— start —

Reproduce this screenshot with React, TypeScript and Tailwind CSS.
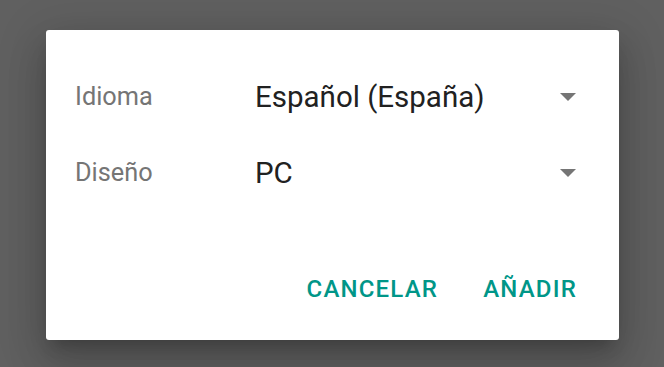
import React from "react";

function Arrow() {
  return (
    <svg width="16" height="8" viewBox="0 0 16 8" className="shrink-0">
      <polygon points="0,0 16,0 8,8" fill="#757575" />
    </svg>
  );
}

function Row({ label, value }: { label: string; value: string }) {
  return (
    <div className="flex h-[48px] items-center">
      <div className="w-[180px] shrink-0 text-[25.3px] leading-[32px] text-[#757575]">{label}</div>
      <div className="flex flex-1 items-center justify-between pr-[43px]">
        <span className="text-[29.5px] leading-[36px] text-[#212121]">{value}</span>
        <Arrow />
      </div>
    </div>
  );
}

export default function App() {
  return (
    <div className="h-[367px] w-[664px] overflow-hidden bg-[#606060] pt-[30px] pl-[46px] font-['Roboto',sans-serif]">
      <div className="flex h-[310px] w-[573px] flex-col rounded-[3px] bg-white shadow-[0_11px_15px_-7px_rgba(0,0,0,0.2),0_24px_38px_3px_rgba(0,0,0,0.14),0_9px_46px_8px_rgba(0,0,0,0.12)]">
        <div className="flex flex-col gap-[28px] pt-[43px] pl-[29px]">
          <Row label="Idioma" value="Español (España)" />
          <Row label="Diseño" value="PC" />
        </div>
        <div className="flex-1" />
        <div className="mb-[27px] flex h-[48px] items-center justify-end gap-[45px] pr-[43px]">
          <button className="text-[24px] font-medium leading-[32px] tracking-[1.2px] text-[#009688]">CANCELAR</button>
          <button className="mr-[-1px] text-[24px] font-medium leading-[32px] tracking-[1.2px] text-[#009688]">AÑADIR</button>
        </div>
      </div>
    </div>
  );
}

— end —

WORK INSTRUCTIONS:
What is the number of lines in the listing that contain the string "React"? Reply with that number alone.

WRITTEN RESPONSE:
2